NEW DELHI: Global alarm over climate change and its effects has risen manifold after the 2007 report of the Intergovernmental Panel on Climate Change (IPCC). Since then, many of the 2,500-odd IPCC scientists have found climate change is progressing faster than the worst-case scenario they had predicted.
Their studies will be considered for the next IPCC report, but since that will come out only in 2013, the University of New South Wales in Sydney has just put together the main findings in the last three years. Most are by previous IPCC lead authors "familiar with the rigour and completeness required for a scientific assessment of this nature", a university spokesperson said.
The most significant recent findings are:
* Global carbon dioxide emissions from fossil fuels in 2008 were 40 percent higher than in 1990. The recent Copenhagen Accord said warming should be contained within two degrees, but every year of delayed action increases the chances of exceeding the two-degree warming mark.
Carbon dioxide is the main greenhouse gas (GHG) warming the atmosphere.
* To keep within the two-degree limit, global GHG emissions need to peak between 2015 and 2020 and then decline rapidly. To stabilise climate, near-zero emissions of carbon dioxide and other long-lived GHG should be reached well within this century.
More specifically, the average annual per-capita emissions will have to shrink to well under one tonne carbon dioxide by 2050. This is 80-95 percent below the per-capita emissions in developed nations in 2000.
* Over the past 25 years temperatures have increased at a rate of 0.19 degree Celsius per decade. The trend has continued over the last 10 years despite a decrease in radiation from the sun.
* The studies show extreme hot temperature events have increased, extreme cold temperature events have decreased, heavy rain or snow has become heavier, while there has been increase in drought as well.
They also show that the intensity of cyclones has increased in the past three decades in line with rising tropical ocean temperatures.
* Satellites show recent global average sea level rise (3.4 mm/year over the past 15 years) to be about 80 percent above IPCC predictions. This acceleration is consistent with a doubling in contribution from melting of glaciers, ice caps, and the Greenland and West-Antarctic ice sheets.
New estimates of ocean heat uptake are 50 percent higher than previous calculations. Global ocean surface temperature reached the warmest ever recorded in June, July and August 2009. Ocean acidification and ocean de-oxygenation due to global warming have been identified as potentially devastating for large parts of the marine ecosystem.
* By 2100, global sea level is likely to rise at least twice as much as projected by the IPCC in 2007; if emissions are unmitigated the rise may well exceed one metre.

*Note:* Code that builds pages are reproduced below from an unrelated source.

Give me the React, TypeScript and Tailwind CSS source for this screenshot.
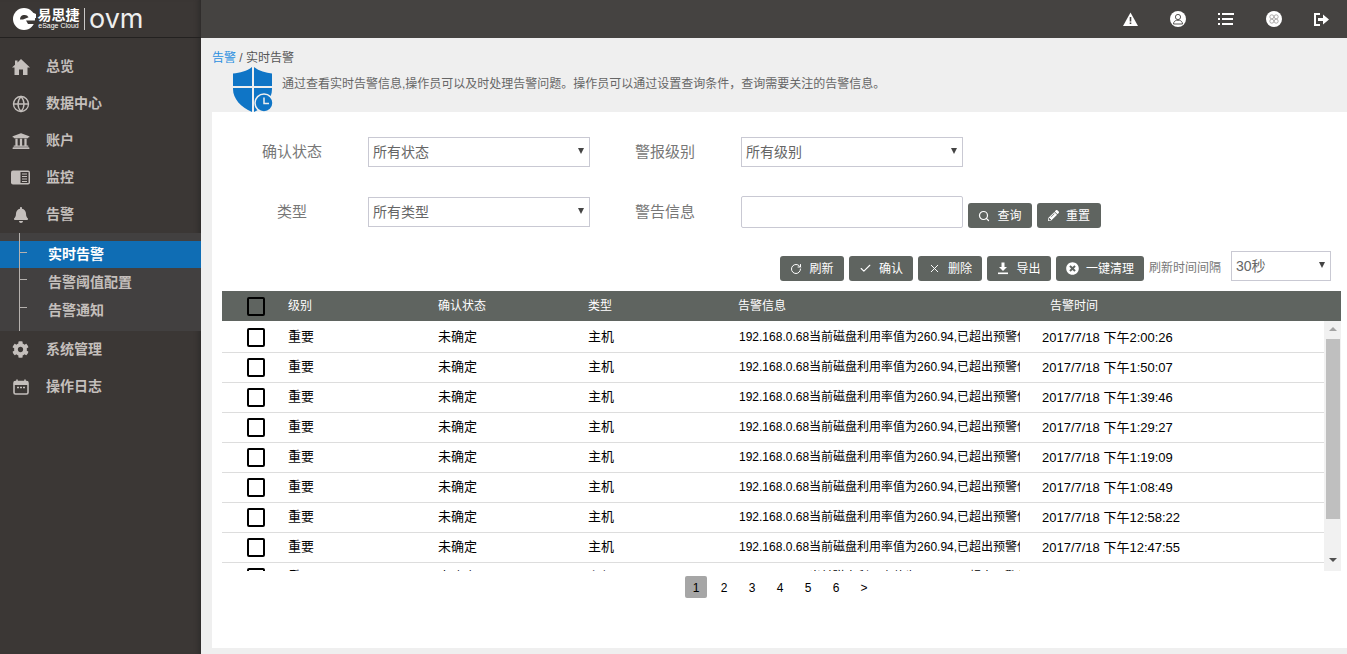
import { Check, Globe, RotateCw, Search, X } from "lucide-react";
import type { ReactNode } from "react";
import { FaBell, FaCog, FaPencilAlt, FaTimesCircle, FaUniversity } from "react-icons/fa";

const LogoMark = () => (
  <svg width="23" height="22" viewBox="0 0 23 22" className="shrink-0">
    <circle cx="11" cy="11" r="11" fill="#fff" />
    <path d="M7 11.500a4.600 4.600 0 0 1 8.600-2.200L10 11.500Z" fill="#3b3735" />
    <path d="M13 12.500h10v3.500h-8Z" fill="#3b3735" />
    <path d="M16 3l7 3v4l-5 1Z" fill="#fff" />
  </svg>
);

const HomeIcon = () => (
  <svg width="18" height="16" viewBox="0 0 18 16">
    <path d="M9 0L18 8.500H15.500V16H11V10.500H7V16H2.500V8.500H0L3 5.700V1.500H5.500V3.400Z" fill="#c4bfbc" />
  </svg>
);

const NewsIcon = () => (
  <svg width="19" height="15" viewBox="0 0 19 15">
    <rect x="0" y="0.500" width="19" height="14" rx="2" fill="#c4bfbc" />
    <rect x="9.500" y="2" width="8" height="11" fill="#3b3735" />
    <path d="M11 4h5M11 6.500h5M11 9h5M11 11.500h5" stroke="#c4bfbc" strokeWidth="1" />
  </svg>
);

const CalendarIcon = () => (
  <svg width="16" height="16" viewBox="0 0 16 16">
    <rect x="1" y="2.500" width="14" height="12.500" rx="1.500" fill="none" stroke="#c4bfbc" strokeWidth="1.600" />
    <rect x="1" y="2.500" width="14" height="3.500" fill="#c4bfbc" />
    <path d="M4 0.500v3M12 0.500v3" stroke="#c4bfbc" strokeWidth="1.600" />
    <path d="M4 8.500h2M7 8.500h2M10 8.500h2" stroke="#c4bfbc" strokeWidth="1.600" />
  </svg>
);

const ShieldIcon = () => (
  <svg width="42" height="45" viewBox="0 0 42 45" className="shrink-0">
    <path d="M20 0C15 4 8 6 1 6.500V22C1 32 9 40 20 45Z" fill="#0f75c6" />
    <path d="M22 0C27 4 34 6 40 6.500V22C40 32 33 40 22 45Z" fill="#0f75c6" />
    <rect x="0" y="19" width="42" height="2" fill="#efefef" />
    <circle cx="32" cy="36" r="9" fill="#0f75c6" stroke="#efefef" strokeWidth="1.500" />
    <path d="M32 30.500V36.500H37" fill="none" stroke="#efefef" strokeWidth="1.500" />
  </svg>
);

const WarningIcon = () => (
  <svg width="15" height="14" viewBox="0 0 15 14">
    <path d="M7.500 0.500L15 14H0Z" fill="#fff" />
    <path d="M7.500 5v4.500M7.500 10.500v1.500" stroke="#454341" strokeWidth="1.600" />
  </svg>
);

const UserCircleIcon = () => (
  <svg width="16" height="16" viewBox="0 0 16 16">
    <circle cx="8" cy="8" r="8" fill="#fff" />
    <circle cx="8" cy="6" r="2.600" fill="none" stroke="#454341" strokeWidth="0.900" />
    <path d="M3.500 13c0-2.500 2-3.500 3-3.700h3c1 .2 3 1.200 3 3.700Z" fill="none" stroke="#454341" strokeWidth="0.900" />
  </svg>
);

const ListIcon = () => (
  <svg width="16" height="12" viewBox="0 0 16 12">
    <path d="M0 0h2v2H0ZM0 5h2v2H0ZM0 10h2v2H0Z" fill="#fff" />
    <path d="M4 0h12v2H4ZM4 5h11v2H4ZM4 10h11v2H4Z" fill="#fff" />
  </svg>
);

const PetalIcon = () => (
  <svg width="16" height="16" viewBox="0 0 16 16">
    <circle cx="8" cy="8" r="8" fill="#fff" />
    <g fill="none" stroke="#9a9897" strokeWidth="0.800">
      <circle cx="5.800" cy="5.800" r="2" />
      <circle cx="10.200" cy="5.800" r="2" />
      <circle cx="5.800" cy="10.200" r="2" />
      <circle cx="10.200" cy="10.200" r="2" />
    </g>
  </svg>
);

const LogoutIcon = () => (
  <svg width="15" height="13" viewBox="0 0 15 13">
    <path d="M6 1H1v11h5" fill="none" stroke="#fff" strokeWidth="2" />
    <path d="M4 5h5V1.500l6 5-6 5V8H4Z" fill="#fff" />
  </svg>
);

const DownloadIcon = () => (
  <svg width="12" height="13" viewBox="0 0 12 13">
    <path d="M4.500 0.500h3V5H10L6 9 2 5h2.500Z" fill="#fff" />
    <rect x="1" y="10.500" width="10" height="1.600" fill="#fff" />
  </svg>
);

const menuTop: { label: string; icon: ReactNode }[] = [
  { label: "总览", icon: <HomeIcon /> },
  { label: "数据中心", icon: <Globe size={18} strokeWidth={1.800} /> },
  { label: "账户", icon: <FaUniversity size={18} /> },
  { label: "监控", icon: <NewsIcon /> },
  { label: "告警", icon: <FaBell size={16} /> },
];

const menuBottom: { label: string; icon: ReactNode }[] = [
  { label: "系统管理", icon: <FaCog size={17} /> },
  { label: "操作日志", icon: <CalendarIcon /> },
];

const subMenu = ["实时告警", "告警阈值配置", "告警通知"];

const times = [
  "2017/7/18 下午2:00:26",
  "2017/7/18 下午1:50:07",
  "2017/7/18 下午1:39:46",
  "2017/7/18 下午1:29:27",
  "2017/7/18 下午1:19:09",
  "2017/7/18 下午1:08:49",
  "2017/7/18 下午12:58:22",
  "2017/7/18 下午12:47:55",
  "2017/7/18 下午12:37:30",
];

const MenuItem = ({ label, icon }: { label: string; icon: ReactNode }) => (
  <div className="flex h-[37px] items-center text-[#c4bfbc]">
    <span className="flex w-[46px] justify-center pr-[5px]">{icon}</span>
    <span className="text-[14px] font-bold">{label}</span>
  </div>
);

const Sidebar = () => (
  <aside className="flex w-[201px] shrink-0 flex-col bg-[#3b3735] shadow-[inset_-6px_0_6px_-6px_#222]">
    <div className="flex h-[38px] items-center border-b border-[#232120] pl-[13px]">
      <LogoMark />
      <div className="ml-[1px] flex w-[43px] flex-col items-center leading-none text-white">
        <span className="text-[14px] font-bold leading-[14px]">易思捷</span>
        <span className="whitespace-nowrap text-[7px] leading-[8px]">eSage Cloud</span>
      </div>
      <span className="mx-[4px] h-[22px] w-px bg-[#c9c7c6]" />
      <span className="font-['Inter',sans-serif] text-[27px] font-normal leading-none text-[#eeeeee]">ovm</span>
    </div>
    <nav className="pt-[10px]">
      {menuTop.map((item) => (
        <MenuItem key={item.label} {...item} />
      ))}
      <div className="relative h-[98px] bg-[#424040] pt-[8px]">
        <span className="absolute bottom-0 left-[19px] top-0 z-10 w-px bg-[#b5b1ae]" />
        {subMenu.map((label, i) => (
          <div
            key={label}
            className={`relative flex items-center pl-[48px] text-[14px] font-bold ${
              i === 0 ? "h-[27px] bg-[#0f6db4] text-white" : "h-[28px] text-[#c4bfbc]"
            }`}
          >
            <span className="absolute left-[19px] top-[11px] h-px w-[8px] bg-[#b5b1ae]" />
            {label}
          </div>
        ))}
      </div>
      {menuBottom.map((item) => (
        <MenuItem key={item.label} {...item} />
      ))}
    </nav>
  </aside>
);

const TopBar = () => (
  <header className="flex h-[38px] shrink-0 items-center justify-end bg-[#454341] pr-[18px]">
    <div className="flex items-center gap-[32px]">
      <WarningIcon />
      <UserCircleIcon />
      <ListIcon />
      <PetalIcon />
      <LogoutIcon />
    </div>
  </header>
);

const Dropdown = ({ value, width }: { value: string; width: string }) => (
  <div className={`relative h-[30px] ${width}`}>
    <select className="h-full w-full appearance-none border border-[#c9c9d3] bg-white pl-[4px] pt-[1px] text-[14px] text-[#666666]" defaultValue={value}>
      <option>{value}</option>
    </select>
    <span className="absolute right-[6px] top-[11px] h-0 w-0 border-x-[3.500px] border-t-[6px] border-x-transparent border-t-[#444444]" />
  </div>
);

const ActionButton = ({ icon, label, width = "w-[64px]" }: { icon: ReactNode; label: string; width?: string }) => (
  <button className={`flex h-[25px] ${width} items-center justify-center gap-[7px] rounded-[3px] bg-[#5f6460] text-[12px] text-white`}>
    {icon}
    {label}
  </button>
);

const Filters = () => (
  <div className="flex flex-col gap-[29px] pt-[25px]">
    <div className="flex items-center">
      <span className="w-[156px] pl-[4px] text-center text-[15px] text-[#777777]">确认状态</span>
      <Dropdown value="所有状态" width="w-[222px]" />
      <span className="ml-[45px] w-[106px] text-[15px] text-[#777777]">警报级别</span>
      <Dropdown value="所有级别" width="w-[222px]" />
    </div>
    <div className="flex items-center">
      <span className="w-[156px] pl-[4px] text-center text-[15px] text-[#777777]">类型</span>
      <Dropdown value="所有类型" width="w-[222px]" />
      <span className="ml-[45px] w-[106px] text-[15px] text-[#777777]">警告信息</span>
      <input className="h-[32px] w-[222px] rounded-[2px] border border-[#c9c9d3] bg-white" />
      <div className="ml-[5px] mt-[7px] flex gap-[5px]">
        <ActionButton icon={<Search size={12} strokeWidth={2.400} />} label="查询" />
        <ActionButton icon={<FaPencilAlt size={11} />} label="重置" />
      </div>
    </div>
  </div>
);

const Toolbar = () => (
  <div className="mt-[23px] flex h-[30px] items-end justify-end pr-[16px]">
    <div className="flex items-center gap-[5px]">
      <ActionButton icon={<RotateCw size={12} strokeWidth={2} />} label="刷新" />
      <ActionButton icon={<Check size={13} strokeWidth={2} />} label="确认" />
      <ActionButton icon={<X size={13} strokeWidth={1.800} />} label="删除" />
      <ActionButton icon={<DownloadIcon />} label="导出" />
      <ActionButton icon={<FaTimesCircle size={13} />} label="一键清理" width="w-[88px]" />
    </div>
    <span className="mb-[4px] ml-[5px] w-[82px] text-[12px] text-[#777777]">刷新时间间隔</span>
    <Dropdown value="30秒" width="w-[100px]" />
  </div>
);

const Checkbox = () => <span className="block h-[19px] w-[18px] rounded-[2px] border-2 border-black" />;

const AlarmTable = () => (
  <div className="ml-[10px] mr-[6px] mt-[10px]">
    <div className="flex h-[30px] items-center bg-[#5f6460] text-[12px] text-white">
      <span className="w-[66px] pl-[25px]">
        <Checkbox />
      </span>
      <span className="w-[150px]">级别</span>
      <span className="w-[150px]">确认状态</span>
      <span className="w-[150px]">类型</span>
      <span className="w-[312px]">告警信息</span>
      <span>告警时间</span>
    </div>
    <div className="flex h-[250px]">
      <div className="min-w-0 flex-1 overflow-hidden pt-[2px]">
        {times.map((time) => (
          <div key={time} className="flex h-[30px] shrink-0 items-center border-b border-[#dddddd] pb-[1px] text-[13px] text-black">
            <span className="w-[66px] pl-[25px]">
              <Checkbox />
            </span>
            <span className="w-[150px]">重要</span>
            <span className="w-[150px]">未确定</span>
            <span className="w-[150px]">主机</span>
            <span className="w-[304px] pr-[22px]">
              <span className="block overflow-hidden whitespace-nowrap pb-[1px] pl-[1px] text-[12px]">
                192.168.0.68当前磁盘利用率值为260.94,已超出预警值
              </span>
            </span>
            <span className="whitespace-nowrap pt-[1px] text-[13px]">{time}</span>
          </div>
        ))}
      </div>
      <div className="flex w-[17px] shrink-0 flex-col items-center bg-[#f1f1f1]">
        <span className="mt-[6px] h-0 w-0 border-x-[4px] border-b-[4px] border-x-transparent border-b-[#a3a3a3]" />
        <span className="mt-[8px] h-[180px] w-[14px] bg-[#bfbfbf]" />
        <span className="mt-[39px] h-0 w-0 border-x-[4px] border-t-[4px] border-x-transparent border-t-[#505050]" />
      </div>
    </div>
  </div>
);

const Pagination = () => (
  <div className="mt-[5px] flex justify-center pl-[1px] text-[12px] text-black">
    {["1", "2", "3", "4", "5", "6", ">"].map((page, i) => (
      <span
        key={page}
        className={`flex h-[22px] w-[22px] items-center justify-center rounded-[2px] pt-[1px] ${
          i === 0 ? "bg-[#a6a6a6]" : "ml-[6px]"
        }`}
      >
        {page}
      </span>
    ))}
  </div>
);

export default function App() {
  return (
    <div className="flex h-screen overflow-hidden bg-[#efefef] font-['Liberation_Sans','Noto_Sans_CJK_SC',sans-serif]">
      <Sidebar />
      <main className="flex min-w-0 flex-1 flex-col">
        <TopBar />
        <div className="h-[74px] shrink-0 pl-[11px] pt-[13px]">
          <p className="text-[12px] leading-[15px] text-[#555555]">
            <span className="text-[#2b8fe0]">告警</span> / 实时告警
          </p>
          <div className="flex pl-[20px] pt-[1px]">
            <div className="relative z-10">
              <ShieldIcon />
            </div>
            <p className="ml-[8px] mt-[8px] text-[12px] text-[#666666]">
              通过查看实时告警信息,操作员可以及时处理告警问题。操作员可以通过设置查询条件，查询需要关注的告警信息。
            </p>
          </div>
        </div>
        <section className="ml-[11px] h-[536px] shrink-0 bg-white">
          <Filters />
          <Toolbar />
          <AlarmTable />
          <Pagination />
        </section>
      </main>
    </div>
  );
}
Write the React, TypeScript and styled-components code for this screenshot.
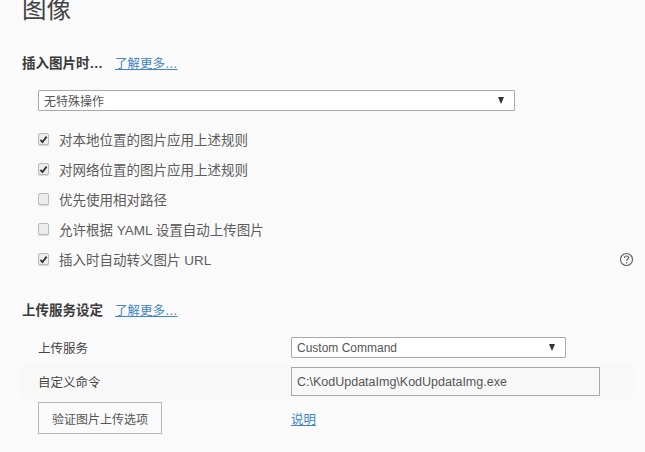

The sea level will continue to rise for centuries after global temperatures have been stabilised, and several metres of sea level rise must be expected over the next few centuries.
* A wide array of satellite and ice measurements demonstrate that both the Greenland and Antarctic ice sheets are melting at an increasing rate. Melting of glaciers and ice-caps in other parts of the world has also accelerated since 1990.
The contribution of glaciers and ice-caps to global sea level rise has increased from 0.8 mm per year in the 1990s to 1.2 mm per year today. The adjustment of glaciers and ice caps to present climate alone is expected to raise sea level by about 18 cm. Under warming conditions they may contribute as much as around 55 cm by 2100.
The net loss of ice from the Greenland ice sheet has accelerated since the mid-1990s and is now contributing 0.7 mm per year to sea level rise due to both increased melting and accelerated ice flow. Antarctica is also losing ice mass at an increasing rate, mostly from the West Antarctic ice sheet due to increased ice flow. Antarctica is currently contributing to sea level rise at a rate nearly equal to Greenland.
* Summer-time melting of Arctic sea-ice has accelerated far beyond the expectations of climate models. The area of summertime sea-ice 2007-09 was about 40 percent less than the average prediction from IPCC climate models in the 2007 report.
* The studies say avoiding tropical deforestation could prevent up to 20 percent of carbon dioxide emissions.
* New ice-core records confirm the importance of GHG for temperatures on earth, and show that carbon dioxide levels are higher now than they have been during the last 800,000 years.